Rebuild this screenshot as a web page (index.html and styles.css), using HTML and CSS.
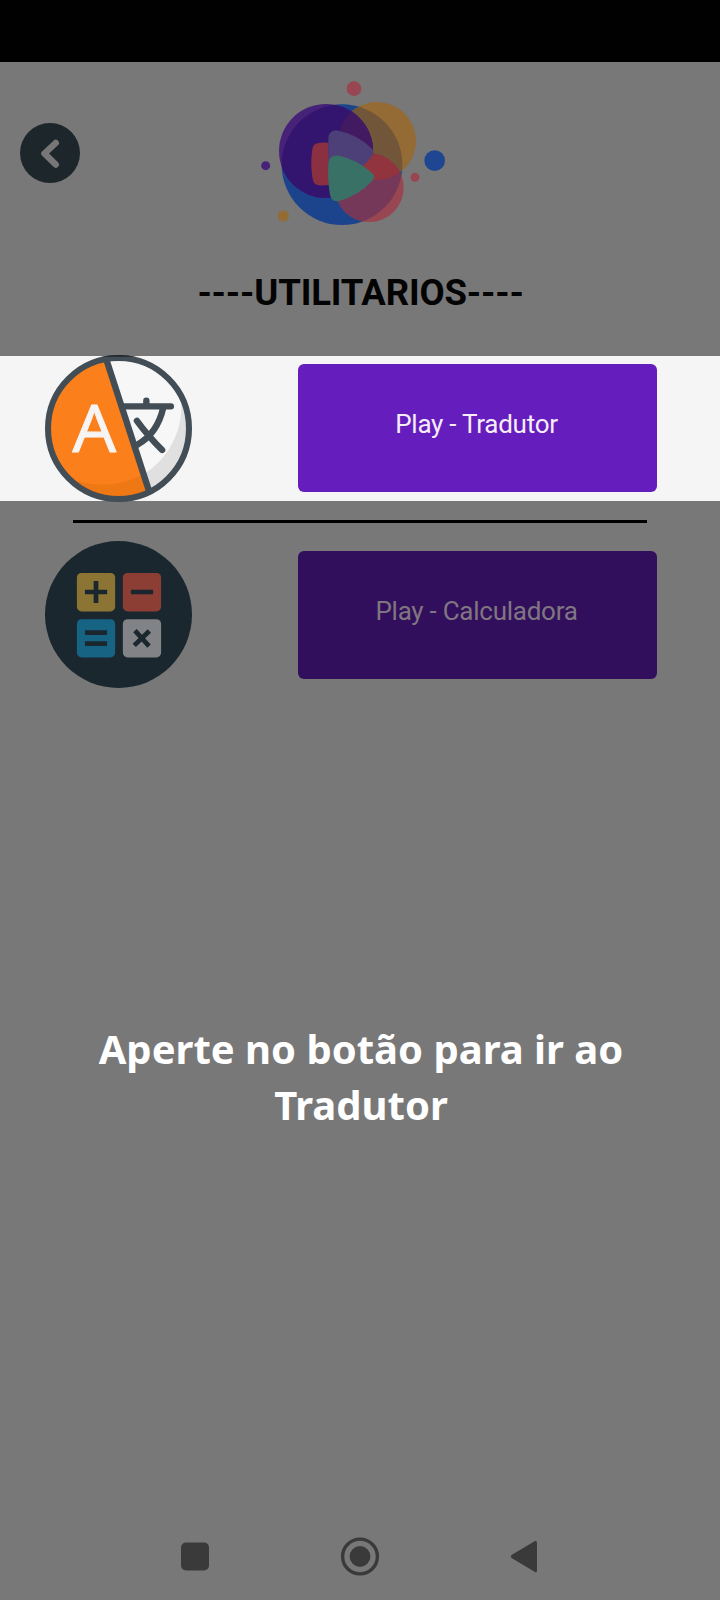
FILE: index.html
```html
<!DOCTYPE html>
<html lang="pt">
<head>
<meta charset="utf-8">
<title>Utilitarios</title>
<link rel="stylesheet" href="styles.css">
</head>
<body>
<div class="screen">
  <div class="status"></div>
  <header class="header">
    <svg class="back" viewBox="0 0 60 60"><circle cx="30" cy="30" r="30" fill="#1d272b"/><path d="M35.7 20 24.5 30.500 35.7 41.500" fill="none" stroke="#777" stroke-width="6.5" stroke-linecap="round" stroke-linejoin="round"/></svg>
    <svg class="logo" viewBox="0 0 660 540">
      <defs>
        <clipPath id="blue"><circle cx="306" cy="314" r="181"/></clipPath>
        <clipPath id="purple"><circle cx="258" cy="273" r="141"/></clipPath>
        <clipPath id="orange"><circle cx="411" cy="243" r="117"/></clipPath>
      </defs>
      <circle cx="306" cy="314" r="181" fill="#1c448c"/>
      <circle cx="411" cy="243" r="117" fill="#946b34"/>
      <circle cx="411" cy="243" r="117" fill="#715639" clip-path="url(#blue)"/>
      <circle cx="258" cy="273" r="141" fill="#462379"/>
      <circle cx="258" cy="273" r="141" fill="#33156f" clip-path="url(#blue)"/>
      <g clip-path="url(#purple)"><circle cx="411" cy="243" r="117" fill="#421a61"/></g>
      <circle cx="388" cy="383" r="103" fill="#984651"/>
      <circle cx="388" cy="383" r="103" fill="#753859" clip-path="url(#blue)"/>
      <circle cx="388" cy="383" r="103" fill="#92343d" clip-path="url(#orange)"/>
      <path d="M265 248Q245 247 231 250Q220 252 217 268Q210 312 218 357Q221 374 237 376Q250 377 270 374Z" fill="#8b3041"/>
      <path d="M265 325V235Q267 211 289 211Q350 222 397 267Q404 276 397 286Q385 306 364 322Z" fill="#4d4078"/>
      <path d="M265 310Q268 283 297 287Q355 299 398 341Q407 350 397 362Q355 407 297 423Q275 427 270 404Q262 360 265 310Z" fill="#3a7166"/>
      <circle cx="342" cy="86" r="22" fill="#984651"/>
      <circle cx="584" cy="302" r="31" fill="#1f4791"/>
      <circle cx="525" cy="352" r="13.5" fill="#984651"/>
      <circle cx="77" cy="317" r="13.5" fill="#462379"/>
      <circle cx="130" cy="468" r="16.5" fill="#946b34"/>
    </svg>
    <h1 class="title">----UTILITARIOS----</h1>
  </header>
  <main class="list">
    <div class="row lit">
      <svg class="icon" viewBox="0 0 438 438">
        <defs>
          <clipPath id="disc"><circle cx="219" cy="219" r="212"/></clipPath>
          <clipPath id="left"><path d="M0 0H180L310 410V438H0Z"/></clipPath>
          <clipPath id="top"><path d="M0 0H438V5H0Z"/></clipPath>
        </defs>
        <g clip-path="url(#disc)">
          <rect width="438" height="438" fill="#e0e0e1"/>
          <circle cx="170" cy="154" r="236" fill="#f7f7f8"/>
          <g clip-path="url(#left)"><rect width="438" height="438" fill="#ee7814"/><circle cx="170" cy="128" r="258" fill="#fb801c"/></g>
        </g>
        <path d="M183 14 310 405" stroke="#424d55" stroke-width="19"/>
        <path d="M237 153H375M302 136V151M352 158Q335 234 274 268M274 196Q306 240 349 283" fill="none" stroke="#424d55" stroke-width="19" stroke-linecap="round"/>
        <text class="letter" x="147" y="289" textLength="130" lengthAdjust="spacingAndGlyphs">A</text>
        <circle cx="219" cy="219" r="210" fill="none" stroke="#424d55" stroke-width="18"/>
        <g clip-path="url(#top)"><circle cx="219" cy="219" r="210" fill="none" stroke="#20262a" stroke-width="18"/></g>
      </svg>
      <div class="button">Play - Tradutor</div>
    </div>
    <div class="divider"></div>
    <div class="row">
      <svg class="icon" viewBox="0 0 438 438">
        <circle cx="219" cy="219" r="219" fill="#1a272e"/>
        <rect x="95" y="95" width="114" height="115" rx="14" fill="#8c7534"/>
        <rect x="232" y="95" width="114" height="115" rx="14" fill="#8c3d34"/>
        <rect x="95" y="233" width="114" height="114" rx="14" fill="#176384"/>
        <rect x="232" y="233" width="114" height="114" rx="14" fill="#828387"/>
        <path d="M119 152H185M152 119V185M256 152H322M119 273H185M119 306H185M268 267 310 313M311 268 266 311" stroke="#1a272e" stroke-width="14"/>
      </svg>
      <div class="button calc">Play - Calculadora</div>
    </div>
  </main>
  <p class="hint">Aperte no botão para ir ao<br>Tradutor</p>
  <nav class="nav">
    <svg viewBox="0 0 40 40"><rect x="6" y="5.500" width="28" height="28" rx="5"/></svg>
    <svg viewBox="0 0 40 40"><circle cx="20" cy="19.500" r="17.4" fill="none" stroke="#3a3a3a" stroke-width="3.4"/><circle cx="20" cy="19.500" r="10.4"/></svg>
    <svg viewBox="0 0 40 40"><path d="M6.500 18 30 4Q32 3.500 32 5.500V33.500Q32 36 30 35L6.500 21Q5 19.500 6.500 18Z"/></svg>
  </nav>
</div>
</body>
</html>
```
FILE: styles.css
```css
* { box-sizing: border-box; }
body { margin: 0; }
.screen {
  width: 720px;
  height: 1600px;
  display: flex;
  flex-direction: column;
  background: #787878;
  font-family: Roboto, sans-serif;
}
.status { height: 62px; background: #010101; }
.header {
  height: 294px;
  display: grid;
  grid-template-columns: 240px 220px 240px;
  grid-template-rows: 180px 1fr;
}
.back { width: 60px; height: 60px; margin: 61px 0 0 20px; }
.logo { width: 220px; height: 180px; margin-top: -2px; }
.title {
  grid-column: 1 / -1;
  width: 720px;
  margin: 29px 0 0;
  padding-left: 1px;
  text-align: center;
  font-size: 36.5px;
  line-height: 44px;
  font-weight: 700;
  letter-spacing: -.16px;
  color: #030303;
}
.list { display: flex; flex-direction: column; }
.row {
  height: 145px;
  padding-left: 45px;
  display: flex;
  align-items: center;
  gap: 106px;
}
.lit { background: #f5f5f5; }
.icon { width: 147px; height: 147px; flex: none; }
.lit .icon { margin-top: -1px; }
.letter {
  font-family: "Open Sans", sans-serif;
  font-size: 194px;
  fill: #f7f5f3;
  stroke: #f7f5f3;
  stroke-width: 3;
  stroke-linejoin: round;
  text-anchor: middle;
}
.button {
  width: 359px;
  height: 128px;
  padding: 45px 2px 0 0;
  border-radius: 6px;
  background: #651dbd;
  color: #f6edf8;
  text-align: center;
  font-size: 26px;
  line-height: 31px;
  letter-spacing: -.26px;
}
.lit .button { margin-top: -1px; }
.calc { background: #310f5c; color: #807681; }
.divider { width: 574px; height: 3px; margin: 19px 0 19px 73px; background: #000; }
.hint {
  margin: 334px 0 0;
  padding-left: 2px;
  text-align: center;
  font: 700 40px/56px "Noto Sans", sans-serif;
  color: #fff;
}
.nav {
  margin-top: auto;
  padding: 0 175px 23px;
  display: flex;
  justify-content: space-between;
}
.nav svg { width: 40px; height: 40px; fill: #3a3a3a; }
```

════════════════

# Set problem
Print the listing above in full, exactly as written. Omit any pictures.

# Task answer
Rebuild this screenshot as a web page (index.html and styles.css), using HTML and CSS.
FILE: index.html
```html
<!DOCTYPE html>
<html lang="pt">
<head>
<meta charset="utf-8">
<title>Utilitarios</title>
<link rel="stylesheet" href="styles.css">
</head>
<body>
<div class="screen">
  <div class="status"></div>
  <header class="header">
    <svg class="back" viewBox="0 0 60 60"><circle cx="30" cy="30" r="30" fill="#1d272b"/><path d="M35.7 20 24.5 30.500 35.7 41.500" fill="none" stroke="#777" stroke-width="6.5" stroke-linecap="round" stroke-linejoin="round"/></svg>
    <svg class="logo" viewBox="0 0 660 540">
      <defs>
        <clipPath id="blue"><circle cx="306" cy="314" r="181"/></clipPath>
        <clipPath id="purple"><circle cx="258" cy="273" r="141"/></clipPath>
        <clipPath id="orange"><circle cx="411" cy="243" r="117"/></clipPath>
      </defs>
      <circle cx="306" cy="314" r="181" fill="#1c448c"/>
      <circle cx="411" cy="243" r="117" fill="#946b34"/>
      <circle cx="411" cy="243" r="117" fill="#715639" clip-path="url(#blue)"/>
      <circle cx="258" cy="273" r="141" fill="#462379"/>
      <circle cx="258" cy="273" r="141" fill="#33156f" clip-path="url(#blue)"/>
      <g clip-path="url(#purple)"><circle cx="411" cy="243" r="117" fill="#421a61"/></g>
      <circle cx="388" cy="383" r="103" fill="#984651"/>
      <circle cx="388" cy="383" r="103" fill="#753859" clip-path="url(#blue)"/>
      <circle cx="388" cy="383" r="103" fill="#92343d" clip-path="url(#orange)"/>
      <path d="M265 248Q245 247 231 250Q220 252 217 268Q210 312 218 357Q221 374 237 376Q250 377 270 374Z" fill="#8b3041"/>
      <path d="M265 325V235Q267 211 289 211Q350 222 397 267Q404 276 397 286Q385 306 364 322Z" fill="#4d4078"/>
      <path d="M265 310Q268 283 297 287Q355 299 398 341Q407 350 397 362Q355 407 297 423Q275 427 270 404Q262 360 265 310Z" fill="#3a7166"/>
      <circle cx="342" cy="86" r="22" fill="#984651"/>
      <circle cx="584" cy="302" r="31" fill="#1f4791"/>
      <circle cx="525" cy="352" r="13.5" fill="#984651"/>
      <circle cx="77" cy="317" r="13.5" fill="#462379"/>
      <circle cx="130" cy="468" r="16.5" fill="#946b34"/>
    </svg>
    <h1 class="title">----UTILITARIOS----</h1>
  </header>
  <main class="list">
    <div class="row lit">
      <svg class="icon" viewBox="0 0 438 438">
        <defs>
          <clipPath id="disc"><circle cx="219" cy="219" r="212"/></clipPath>
          <clipPath id="left"><path d="M0 0H180L310 410V438H0Z"/></clipPath>
          <clipPath id="top"><path d="M0 0H438V5H0Z"/></clipPath>
        </defs>
        <g clip-path="url(#disc)">
          <rect width="438" height="438" fill="#e0e0e1"/>
          <circle cx="170" cy="154" r="236" fill="#f7f7f8"/>
          <g clip-path="url(#left)"><rect width="438" height="438" fill="#ee7814"/><circle cx="170" cy="128" r="258" fill="#fb801c"/></g>
        </g>
        <path d="M183 14 310 405" stroke="#424d55" stroke-width="19"/>
        <path d="M237 153H375M302 136V151M352 158Q335 234 274 268M274 196Q306 240 349 283" fill="none" stroke="#424d55" stroke-width="19" stroke-linecap="round"/>
        <text class="letter" x="147" y="289" textLength="130" lengthAdjust="spacingAndGlyphs">A</text>
        <circle cx="219" cy="219" r="210" fill="none" stroke="#424d55" stroke-width="18"/>
        <g clip-path="url(#top)"><circle cx="219" cy="219" r="210" fill="none" stroke="#20262a" stroke-width="18"/></g>
      </svg>
      <div class="button">Play - Tradutor</div>
    </div>
    <div class="divider"></div>
    <div class="row">
      <svg class="icon" viewBox="0 0 438 438">
        <circle cx="219" cy="219" r="219" fill="#1a272e"/>
        <rect x="95" y="95" width="114" height="115" rx="14" fill="#8c7534"/>
        <rect x="232" y="95" width="114" height="115" rx="14" fill="#8c3d34"/>
        <rect x="95" y="233" width="114" height="114" rx="14" fill="#176384"/>
        <rect x="232" y="233" width="114" height="114" rx="14" fill="#828387"/>
        <path d="M119 152H185M152 119V185M256 152H322M119 273H185M119 306H185M268 267 310 313M311 268 266 311" stroke="#1a272e" stroke-width="14"/>
      </svg>
      <div class="button calc">Play - Calculadora</div>
    </div>
  </main>
  <p class="hint">Aperte no botão para ir ao<br>Tradutor</p>
  <nav class="nav">
    <svg viewBox="0 0 40 40"><rect x="6" y="5.500" width="28" height="28" rx="5"/></svg>
    <svg viewBox="0 0 40 40"><circle cx="20" cy="19.500" r="17.4" fill="none" stroke="#3a3a3a" stroke-width="3.4"/><circle cx="20" cy="19.500" r="10.4"/></svg>
    <svg viewBox="0 0 40 40"><path d="M6.500 18 30 4Q32 3.500 32 5.500V33.500Q32 36 30 35L6.500 21Q5 19.500 6.500 18Z"/></svg>
  </nav>
</div>
</body>
</html>
```
FILE: styles.css
```css
* { box-sizing: border-box; }
body { margin: 0; }
.screen {
  width: 720px;
  height: 1600px;
  display: flex;
  flex-direction: column;
  background: #787878;
  font-family: Roboto, sans-serif;
}
.status { height: 62px; background: #010101; }
.header {
  height: 294px;
  display: grid;
  grid-template-columns: 240px 220px 240px;
  grid-template-rows: 180px 1fr;
}
.back { width: 60px; height: 60px; margin: 61px 0 0 20px; }
.logo { width: 220px; height: 180px; margin-top: -2px; }
.title {
  grid-column: 1 / -1;
  width: 720px;
  margin: 29px 0 0;
  padding-left: 1px;
  text-align: center;
  font-size: 36.5px;
  line-height: 44px;
  font-weight: 700;
  letter-spacing: -.16px;
  color: #030303;
}
.list { display: flex; flex-direction: column; }
.row {
  height: 145px;
  padding-left: 45px;
  display: flex;
  align-items: center;
  gap: 106px;
}
.lit { background: #f5f5f5; }
.icon { width: 147px; height: 147px; flex: none; }
.lit .icon { margin-top: -1px; }
.letter {
  font-family: "Open Sans", sans-serif;
  font-size: 194px;
  fill: #f7f5f3;
  stroke: #f7f5f3;
  stroke-width: 3;
  stroke-linejoin: round;
  text-anchor: middle;
}
.button {
  width: 359px;
  height: 128px;
  padding: 45px 2px 0 0;
  border-radius: 6px;
  background: #651dbd;
  color: #f6edf8;
  text-align: center;
  font-size: 26px;
  line-height: 31px;
  letter-spacing: -.26px;
}
.lit .button { margin-top: -1px; }
.calc { background: #310f5c; color: #807681; }
.divider { width: 574px; height: 3px; margin: 19px 0 19px 73px; background: #000; }
.hint {
  margin: 334px 0 0;
  padding-left: 2px;
  text-align: center;
  font: 700 40px/56px "Noto Sans", sans-serif;
  color: #fff;
}
.nav {
  margin-top: auto;
  padding: 0 175px 23px;
  display: flex;
  justify-content: space-between;
}
.nav svg { width: 40px; height: 40px; fill: #3a3a3a; }
```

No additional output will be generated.